In this short extract from the “Evergreens by Spuerkeess” podcast, Marco Rasqué da Silva, Secretary General of Spuerkeess, shares his advice on best practice in governance and risk management. Find out how good governance can not only protect the interests of stakeholders, but also strengthen the trust, credibility and sustainability of companies.
Evergreens Insights: Marco Rasqué da Silva’s advice for banking clients on governance and risk management
In this short extract from the “Evergreens by Spuerkeess” podcast, Marco Rasqué da Silva, Secretary General of Spuerkeess, shares his advice on best practice in governance and risk management. Find out how good governance can not only protect the interests of stakeholders, but also strengthen the trust, credibility and sustainability of companies.
In an increasingly complex and interconnected world, corporate governance plays a crucial role in the stability and growth of businesses, including financial institutions. Governance is not just about regulatory compliance; it also encompasses corporate culture, risk management, transparency and communication. Good governance not only protects the interests of stakeholders – including clients, suppliers and employees – it also strengthens the trust that people have in the company and its credibility in the marketplace.
1. The importance and evolution of governance
Corporate governance is not just for large listed companies. It’s also for small and medium-sized businesses and public institutions. Good governance means having clear structures and processes for decision-making and internal control. This begins with the establishment of governing bodies that can include independent members to oversee operations.
As a company grows, its governance needs to evolve. It is essential to put procedures in place at the outset, even for start-ups. This includes defining everyone’s roles and responsibilities and the contributions they make. Flexible but structured governance is needed to support the rapid growth of start-ups.
2. Risk culture
Risk culture is a fundamental element of governance. It must be promoted from the top down in the organisation. This includes training employees to make them aware of the risks and control measures. A good risk culture helps to protect the interests of all stakeholders, including employees, clients and shareholders.
3. Risk management and cybersecurity
With increasing digitisation, cybersecurity has become a crucial aspect of governance. Companies need to put in place mechanisms to protect themselves against cyberattacks and ensure data security. This includes the use of tools such as digital signatures and compliance with regulations such as GDPR.
4. Transparency and communication
Transparency is a key principle of good governance. Companies need to be honest and open in their communications, both internally and externally. This includes publishing financial and non-financial reports to demonstrate the company's stability and credibility. Transparent communication helps build trust with stakeholders.
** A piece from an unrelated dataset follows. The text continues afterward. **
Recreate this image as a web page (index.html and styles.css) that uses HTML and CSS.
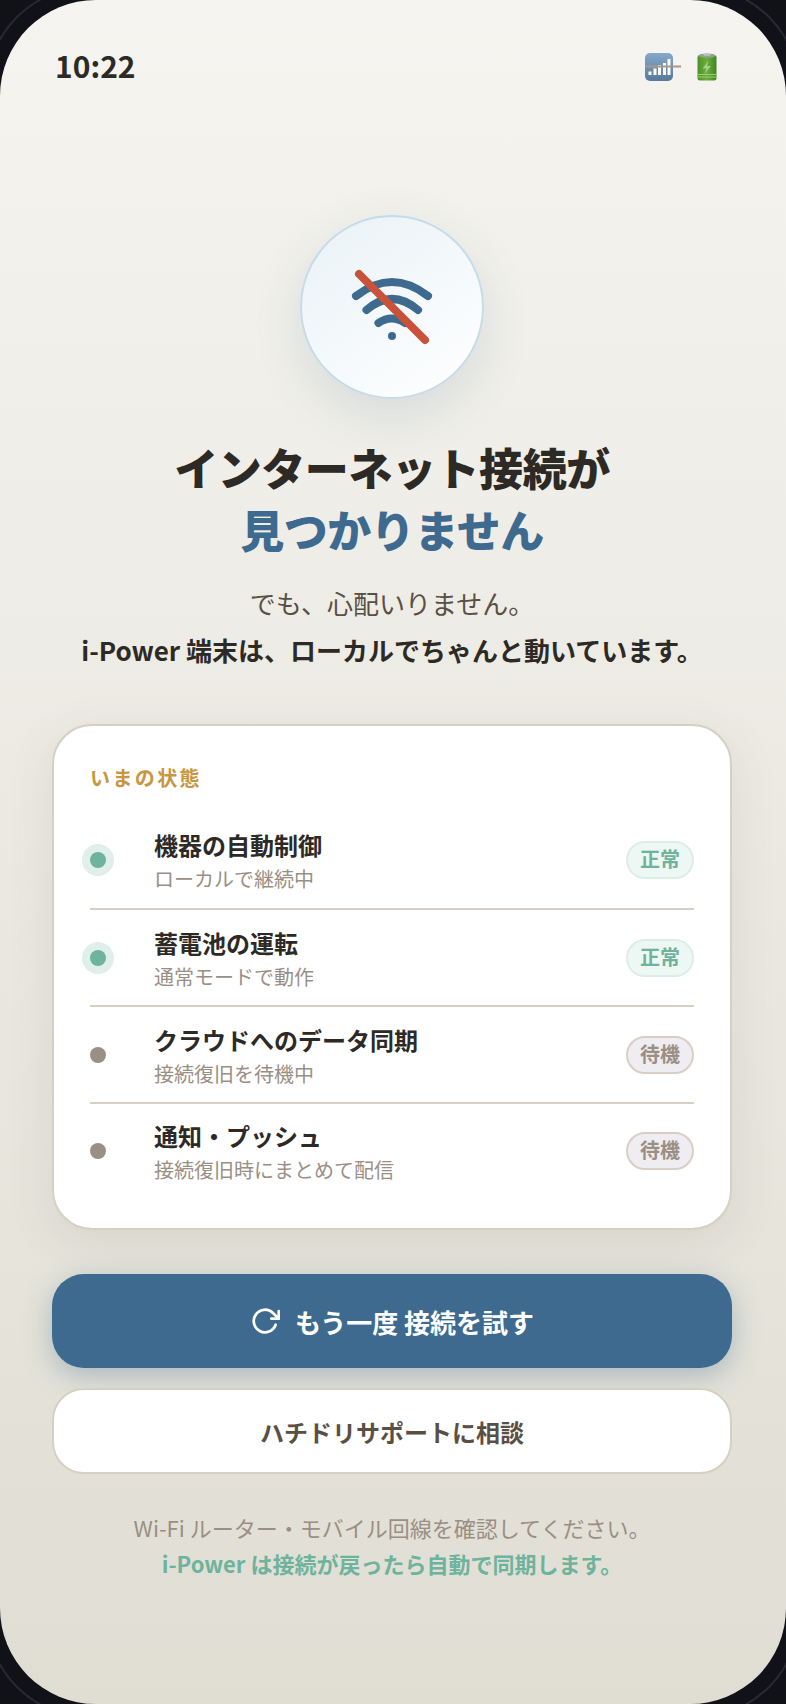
FILE: index.html
```html
<!DOCTYPE html>
<html lang="ja">
<head>
    <meta charset="UTF-8">
    <meta name="viewport" content="width=device-width, initial-scale=1.0">
    <title>i-Power</title>
    <link rel="stylesheet" href="styles.css">
</head>
<body>
    <div class="phone">
        <div class="screen">
            <div class="status-bar">
                <span class="time">10:22</span>
                <div class="status-icons">
                    <svg class="icon-signal" width="36" height="28" viewBox="0 0 36 28">
                        <defs>
                            <linearGradient id="sigBg" x1="0" y1="0" x2="0" y2="1">
                                <stop offset="0" stop-color="#86a9c9"/>
                                <stop offset="1" stop-color="#57799a"/>
                            </linearGradient>
                        </defs>
                        <rect width="28" height="28" rx="5" fill="url(#sigBg)"/>
                        <rect x="3.5" y="18.5" width="3" height="3.5" fill="#fff"/>
                        <rect x="8.5" y="15.5" width="3" height="6.5" fill="#fff"/>
                        <rect x="13" y="12" width="3" height="10" fill="#fff"/>
                        <rect x="18" y="10" width="3" height="12" fill="#fff"/>
                        <rect x="22.5" y="6" width="3" height="16" fill="#fff"/>
                        <rect y="12.5" width="36" height="2" fill="#a39a8f"/>
                    </svg>
                    <svg class="icon-battery" width="20" height="28" viewBox="0 0 20 28">
                        <defs>
                            <linearGradient id="batBg" x1="0" y1="0" x2="1" y2="0">
                                <stop offset="0" stop-color="#4b9329"/>
                                <stop offset="0.5" stop-color="#6cae3a"/>
                                <stop offset="1" stop-color="#3f8524"/>
                            </linearGradient>
                        </defs>
                        <rect x="0.5" y="2" width="19" height="25.5" rx="2.5" fill="url(#batBg)"/>
                        <ellipse cx="10" cy="2.6" rx="8.5" ry="2.2" fill="#8fa585"/>
                        <rect x="6.5" y="0.5" width="7" height="2.2" rx="1" fill="#b7c2cc"/>
                        <path d="M11.5 8 L5.5 15.5 H9.5 L7.5 21 L14 13 H10 Z" fill="#a8cf8a"/>
                        <path d="M1 21.5 H19 M1 24 H19" stroke="#9ccb7a" stroke-width="1"/>
                    </svg>
                </div>
            </div>

            <div class="hero">
                <div class="hero-circle">
                    <svg width="96" height="96" viewBox="0 0 96 96" fill="none" stroke-linecap="round">
                        <path d="M12 37 Q48 9 84 37" stroke="#3d6a8e" stroke-width="8"/>
                        <path d="M22.5 51 Q48 29 74 51" stroke="#3d6a8e" stroke-width="8"/>
                        <path d="M34.5 64 Q47.5 55 61 64" stroke="#3d6a8e" stroke-width="8"/>
                        <circle cx="48" cy="77" r="4" fill="#3d6a8e"/>
                        <line x1="15" y1="15" x2="81" y2="81" stroke="#c8523a" stroke-width="8"/>
                    </svg>
                </div>
                <h1 class="title">インターネット接続が<br><span class="title-accent">見つかりません</span></h1>
                <p class="lead">でも、心配いりません。<br><strong>i-Power 端末は、ローカルでちゃんと動いています。</strong></p>
            </div>

            <div class="card">
                <div class="card-label">いまの状態</div>
                <div class="row">
                    <span class="dot dot-ok"></span>
                    <div class="row-text">
                        <div class="row-title">機器の自動制御</div>
                        <div class="row-sub">ローカルで継続中</div>
                    </div>
                    <span class="badge badge-ok">正常</span>
                </div>
                <div class="row">
                    <span class="dot dot-ok"></span>
                    <div class="row-text">
                        <div class="row-title">蓄電池の運転</div>
                        <div class="row-sub">通常モードで動作</div>
                    </div>
                    <span class="badge badge-ok">正常</span>
                </div>
                <div class="row">
                    <span class="dot dot-wait"></span>
                    <div class="row-text">
                        <div class="row-title">クラウドへのデータ同期</div>
                        <div class="row-sub">接続復旧を待機中</div>
                    </div>
                    <span class="badge badge-wait">待機</span>
                </div>
                <div class="row">
                    <span class="dot dot-wait"></span>
                    <div class="row-text">
                        <div class="row-title">通知・プッシュ</div>
                        <div class="row-sub">接続復旧時にまとめて配信</div>
                    </div>
                    <span class="badge badge-wait">待機</span>
                </div>
            </div>

            <button class="btn btn-primary">
                <svg width="30" height="30" viewBox="0 0 24 24" fill="none" stroke="#fff" stroke-width="2.2" stroke-linecap="round" stroke-linejoin="round">
                    <polyline points="23 4 23 10 17 10"/>
                    <path d="M20.49 15a9 9 0 1 1-2.12-9.36L23 10"/>
                </svg>
                <span>もう一度 接続を試す</span>
            </button>
            <button class="btn btn-secondary">ハチドリサポートに相談</button>

            <p class="note">Wi-Fi ルーター・モバイル回線を確認してください。<br><strong>i-Power は接続が戻ったら自動で同期します。</strong></p>
        </div>
    </div>
</body>
</html>
```
FILE: styles.css
```css
* {
    box-sizing: border-box;
}
html, body {
    margin: 0;
    padding: 0;
}
body {
    background-color: #111118;
    font-family: "Noto Sans CJK JP", "Noto Sans", sans-serif;
    color: #2d2a26;
}
.phone {
    position: relative;
    width: 786px;
    height: 1704px;
    overflow: hidden;
    background-color: #111118;
}
/* thin ring of the phone body, only seen in the corners */
.phone::before {
    content: "";
    position: absolute;
    inset: -15px;
    border: 2px solid #2a2a32;
    border-radius: 107px;
}
.screen {
    position: relative;
    height: 1704px;
    padding: 53px 54px 0 52px;
    border-radius: 96px;
    overflow: hidden;
    background: linear-gradient(180deg, #f5f4f0 0%, #e0ded3 100%);
}

/* status bar */
.status-bar {
    display: flex;
    justify-content: space-between;
    align-items: center;
    height: 28px;
    padding: 0 15px 0 3px;
}
.time {
    margin-bottom: 5px;
    font-size: 30px;
    font-weight: 700;
    line-height: 28px;
}
.status-icons {
    display: flex;
    gap: 16px;
}

/* hero */
.hero {
    display: flex;
    flex-direction: column;
    align-items: center;
    text-align: center;
}
.hero-circle {
    display: flex;
    align-items: center;
    justify-content: center;
    width: 184px;
    height: 184px;
    margin-top: 134px;
    border: 2px solid #c5dbe9;
    border-radius: 50%;
    background: linear-gradient(145deg, #e9f2f6 0%, #ffffff 100%);
    box-shadow: 0 16px 48px rgba(61, 106, 142, 0.15);
}
.title {
    margin: 37px 0 0;
    font-size: 44px;
    font-weight: 900;
    line-height: 62px;
    letter-spacing: -0.44px;
}
.title-accent {
    color: #3d6a8e;
}
.lead {
    margin: 19px 0 0;
    font-size: 26px;
    line-height: 47px;
    color: #5a4f45;
}
.lead strong {
    font-weight: 700;
    color: #2d2a26;
}

/* status card */
.card {
    margin-top: 51px;
    padding: 37px 36px 0;
    height: 506px;
    background-color: #fff;
    border: 2px solid #d8cfc4;
    border-radius: 40px;
    box-shadow: 0 12px 48px rgba(90, 80, 70, 0.1);
}
.card-label {
    font-size: 20px;
    font-weight: 700;
    line-height: 30px;
    letter-spacing: 2.4px;
    color: #c8963e;
}
.row {
    display: flex;
    align-items: center;
    height: 97px;
    border-bottom: 2px solid #d8cfc4;
}
.card-label + .row {
    height: 98px;
    margin-top: 19px;
}
.row:last-child {
    height: 94px;
    border-bottom: 0;
}
.dot {
    flex: none;
    width: 16px;
    height: 16px;
    margin-right: 48px;
    border-radius: 50%;
}
.dot-ok {
    background-color: #6db39d;
    box-shadow: 0 0 0 8px #e0efe9;
}
.dot-wait {
    background-color: #9a8f84;
}
.row-text {
    flex: 1;
}
.row-title {
    font-size: 24px;
    font-weight: 700;
    line-height: 38px;
}
.row-sub {
    font-size: 20px;
    line-height: 30px;
    color: #9a8f84;
}
.badge {
    width: 68px;
    height: 38px;
    border: 2px solid;
    border-radius: 19px;
    font-size: 20px;
    font-weight: 700;
    line-height: 32px;
    text-align: center;
}
.badge-ok {
    color: #6db39d;
    background-color: #edf7f3;
    border-color: #dceee7;
}
.badge-wait {
    color: #9a8f84;
    background-color: #f0edf2;
    border-color: #d8cfc4;
}

/* buttons */
.btn {
    display: flex;
    align-items: center;
    justify-content: center;
    width: 100%;
    font-family: inherit;
    font-weight: 700;
}
.btn-primary {
    gap: 15px;
    height: 94px;
    margin-top: 44px;
    border: 0;
    border-radius: 32px;
    background-color: #3d6a8e;
    color: #fff;
    font-size: 26px;
    box-shadow: 0 8px 28px rgba(61, 106, 142, 0.35);
}
.btn-secondary {
    height: 86px;
    margin-top: 20px;
    background-color: #fff;
    border: 2px solid #d8cfc4;
    border-radius: 32px;
    color: #5a4f45;
    font-size: 24px;
}

/* footer note */
.note {
    margin: 35px 0 0;
    font-size: 22px;
    line-height: 36px;
    text-align: center;
    color: #9a8f84;
}
.note strong {
    font-weight: 700;
    color: #6db39d;
}
```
5. Flexibility and adaptability
Governance must be adapted to meet the specific needs of each company. There is no single model. Small businesses, in particular, need to find flexible ways of establishing effective governance without the formal structures of large companies. This can involve advisory boards or mentors to guide strategic decisions.
6. The role of investors
To attract investors, it is crucial to have good governance in place. Investors are looking for companies with clear structures and well-defined decision-making processes. Solid governance can facilitate access to capital and support long-term growth.
7. Training and awareness-raising
Ongoing training for managers and employees is essential to maintaining good governance. Companies need to invest in training programmes to raise awareness of risks and best governance practices. This helps to create a resilient and adaptable corporate culture.
Conclusion
Corporate governance and risk management are essential elements in ensuring the stability and growth of companies, including banks. By adopting solid governance practices, companies can better manage risk, attract investors and ensure their long-term survival. Good governance is not only a regulatory obligation: it is also a strategic advantage that contributes to resilience and ensures long-term performance. By investing in transparency, risk culture, cybersecurity and ongoing training, companies can create an environment of trust and security for all stakeholders.